→ **Problem description**: Reproduce the material below line by line, beginning with its first line and ending with the line that contains "const lines = [...firstLines, ...laterLines];"; leave out pictures.

→ **Source material**:

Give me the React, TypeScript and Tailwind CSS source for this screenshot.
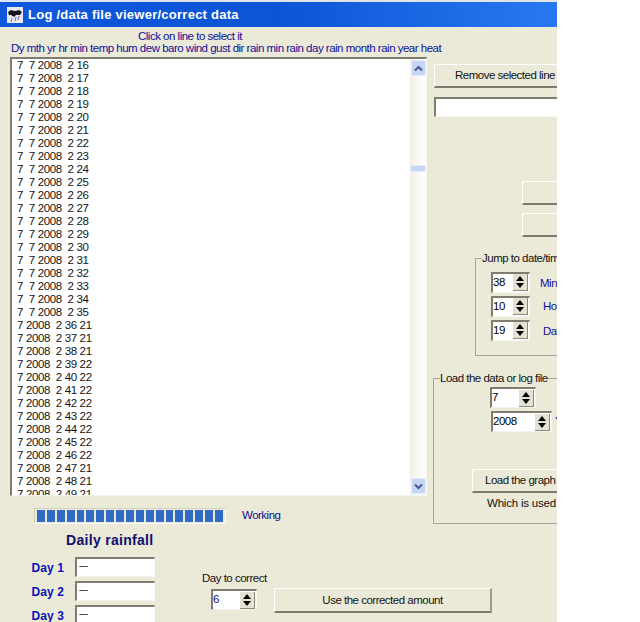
import type { ReactNode } from 'react';

const firstLines = Array.from({ length: 20 }, (_, i) => `7  7 2008  2 ${16 + i}`);
const temps = [21, 21, 21, 22, 22, 22, 22, 22, 22, 22, 22, 21, 21, 21];
const laterLines = temps.map((t, i) => `7 2008  2 ${36 + i} ${t}`);
const lines = [...firstLines, ...laterLines];

// raised XP classic button
function Btn({ className, children }: { className: string; children?: ReactNode }) {
  return (
    <div
      className={`flex items-center justify-center shrink-0 whitespace-nowrap bg-[#ebe9d8] pt-[1px] border-t border-l border-t-white border-l-white border-b-2 border-r-2 border-b-[#7d7b6c] border-r-[#9d9b8c] ${className}`}
    >
      {children}
    </div>
  );
}

function Sunken({ className, children }: { className: string; children?: ReactNode }) {
  return (
    <div
      className={`bg-white shrink-0 border-t-2 border-l-2 border-t-[#7f7d70] border-l-[#7f7d70] border-b border-r border-b-[#f6f5ee] border-r-[#f6f5ee] ${className}`}
    >
      {children}
    </div>
  );
}

function Spinner({ value, className, text = 'text-black' }: { value: string; className: string; text?: string }) {
  return (
    <Sunken className={`flex items-center justify-between pr-[1px] ${className}`}>
      <span className={`leading-none ${text}`}>{value}</span>
      <span className="flex flex-col w-[15px] h-[17px] bg-[#e4e2d2] border-r border-b border-[#8a8878] items-center justify-center gap-[2px]">
        <span className="w-0 h-0 border-x-[4px] border-x-transparent border-b-[5px] border-b-black" />
        <span className="w-0 h-0 border-x-[4px] border-x-transparent border-t-[5px] border-t-black" />
      </span>
    </Sunken>
  );
}

function ChevronBtn({ up }: { up?: boolean }) {
  return (
    <div className="flex items-center justify-center w-[15px] h-[16px] shrink-0 rounded-[2px] bg-[#c6d4f6] border border-[#e6edfc]">
      <svg width="9" height="7" viewBox="0 0 9 7">
        <path d={up ? 'M1 5.5 L4.5 2 L8 5.5' : 'M1 1.5 L4.5 5 L8 1.5'} fill="none" stroke="#47568f" strokeWidth="2" />
      </svg>
    </div>
  );
}

function DayField({ label, top }: { label: string; top: string }) {
  return (
    <div className={`flex items-center ${top}`}>
      <span className="w-[75px] text-right pr-[11px] pt-[1px] font-bold tracking-[0.1px] text-[#0c15b8] text-[12px]">{label}</span>
      <Sunken className="w-[80px] h-[20px] px-[2px] text-[10px] leading-[14px]">---</Sunken>
    </div>
  );
}

function AppIcon() {
  return (
    <svg width="16" height="16" viewBox="0 0 16 16" className="shrink-0 ml-[7px]">
      <rect width="16" height="16" fill="#eceaf0" />
      <path d="M1 5 L4 3 L8 4 L12 3 L15 5 L13 8 L9 8 L7 10 L4 8 L2 8 Z" fill="#15151c" />
      <path d="M5 11 L4 15 M9 10 L8 14 M12 9 L11 13" stroke="#7a5fb8" strokeWidth="1" />
    </svg>
  );
}

export default function App() {
  return (
    <div className="w-[640px] h-[622px] bg-white overflow-hidden font-['Liberation_Sans',Arial,sans-serif] text-[11.5px] tracking-[-0.5px] text-[#141414]">
      <div className="w-[557px] h-[622px] bg-[#ebe9d8] overflow-hidden">
        <div className="h-[2px] bg-[#dfe4ee]" />
        {/* Title bar */}
        <div className="flex items-center h-[25px] bg-gradient-to-r from-[#0f57dc] via-[#0b55d6] to-[#2878f2]">
          <AppIcon />
          <span className="ml-[5px] font-bold text-[13px] tracking-[0.25px] text-white whitespace-nowrap">
            Log /data file viewer/correct data
          </span>
        </div>

        <div className="flex h-[497px]">
          {/* Left: list */}
          <div className="w-[433px] shrink-0">
            <div className="h-[14px] mt-[2px] pl-[138px] text-[#10109a] leading-[14px] whitespace-nowrap">Click on line to select it</div>
            <div className="h-[14px] pl-[11px] text-[#10109a] leading-[11px] whitespace-nowrap">
              Dy mth yr hr min temp hum dew baro wind gust dir rain min rain day rain month rain year heat
            </div>
            <Sunken className="flex ml-[10px] w-[417px] h-[439px]">
              <div className="flex-1 overflow-hidden pl-[5px]">
                {lines.map((l) => (
                  <div key={l} className="h-[13px] leading-[13px] whitespace-pre tracking-[-0.35px]">{l}</div>
                ))}
              </div>
              <div className="flex flex-col justify-between items-center w-[16px] py-[1px] bg-gradient-to-r from-[#f2f0e8] to-[#fefefb] relative">
                <ChevronBtn up />
                <ChevronBtn />
                <div className="absolute left-0 top-[106px] w-[16px] h-[7px] rounded-[2px] bg-[#c6d4f6] border border-[#e6edfc]" />
              </div>
            </Sunken>
            <div className="flex items-center ml-[34px] mt-[11px]">
              <div className="flex gap-[2px] items-center w-[192px] h-[16px] px-[2px] border border-[#d2d0c2] border-b-white border-r-white">
                {Array.from({ length: 19 }, (_, i) => (
                  <span key={i} className="w-[8px] h-[12px] bg-[#316ac5]" />
                ))}
              </div>
              <span className="ml-[16px] text-[#10108c]">Working</span>
            </div>
          </div>

          {/* Right: controls */}
          <div className="flex-1 pt-[37px] min-w-0">
            <Btn className="ml-[1px] w-[200px] h-[24px] justify-start pl-[20px]">Remove selected line</Btn>
            <Sunken className="ml-[1px] mt-[9px] w-[200px] h-[20px]" />
            <Btn className="ml-[89px] mt-[64px] w-[60px] h-[24px]" />
            <Btn className="ml-[89px] mt-[8px] w-[60px] h-[24px]" />

            <fieldset className="ml-[42px] mt-[14px] w-[160px] h-[105px] border border-[#a8a698]">
              <legend className="ml-[6px] px-0 leading-[14px] whitespace-nowrap">Jump to date/time</legend>
              <div className="pl-[15px] pt-[5px]">
                <div className="flex items-center h-[24px]">
                  <Spinner value="38" className="w-[39px] h-[21px]" />
                  <span className="ml-[10px] pt-[3px] text-[#10109a]">Minute</span>
                </div>
                <div className="flex items-center h-[24px]">
                  <Spinner value="10" className="w-[39px] h-[21px]" />
                  <span className="ml-[13px] pt-[2px] text-[#10109a]">Hour</span>
                </div>
                <div className="flex items-center h-[24px]">
                  <Spinner value="19" className="w-[39px] h-[21px]" />
                  <span className="ml-[13px] pt-[3px] text-[#10109a]">Day</span>
                </div>
              </div>
            </fieldset>

            <fieldset className="mt-[15px] w-[200px] h-[153px] border border-[#a8a698]">
              <legend className="ml-[6px] px-0 leading-[14px] whitespace-nowrap">Load the data or log file</legend>
              <div className="pl-[56px] pt-[2px]">
                <Spinner value="7" className="w-[46px] h-[21px]" />
                <div className="flex items-center mt-[3px] pl-[1px]">
                  <Spinner value="2008" className="w-[61px] h-[21px] shrink-0" />
                  <span className="ml-[3px] text-[#10109a]">Year</span>
                </div>
                <Btn className="-ml-[18px] mt-[37px] w-[160px] h-[24px] justify-start pl-[12px]">Load the graph data</Btn>
                <div className="-ml-[3px] mt-[2px] whitespace-nowrap tracking-[-0.2px]">Which is used for</div>
              </div>
            </fieldset>
          </div>
        </div>

        {/* Lower: daily rainfall */}
        <div className="flex">
          <div className="w-[155px] shrink-0">
            <div className="pl-[66px] font-bold text-[#10106e] text-[14px] tracking-[0.3px] leading-[16px] mt-[8px] whitespace-nowrap">Daily rainfall</div>
            <DayField label="Day 1" top="mt-[9px]" />
            <DayField label="Day 2" top="mt-[4px]" />
            <DayField label="Day 3" top="mt-[4px]" />
          </div>
          <div className="ml-[47px] w-[60px] shrink-0 pt-[47px]">
            <div className="leading-[14px] whitespace-nowrap">Day to correct</div>
            <Spinner value="6" text="text-[#10108c]" className="ml-[9px] mt-[4px] w-[46px] h-[21px]" />
          </div>
          <Btn className="ml-[12px] mt-[64px] w-[218px] h-[25px]">Use the corrected amount</Btn>
        </div>
      </div>
    </div>
  );
}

→ **Full output**:
Give me the React, TypeScript and Tailwind CSS source for this screenshot.
import type { ReactNode } from 'react';

const firstLines = Array.from({ length: 20 }, (_, i) => `7  7 2008  2 ${16 + i}`);
const temps = [21, 21, 21, 22, 22, 22, 22, 22, 22, 22, 22, 21, 21, 21];
const laterLines = temps.map((t, i) => `7 2008  2 ${36 + i} ${t}`);
const lines = [...firstLines, ...laterLines];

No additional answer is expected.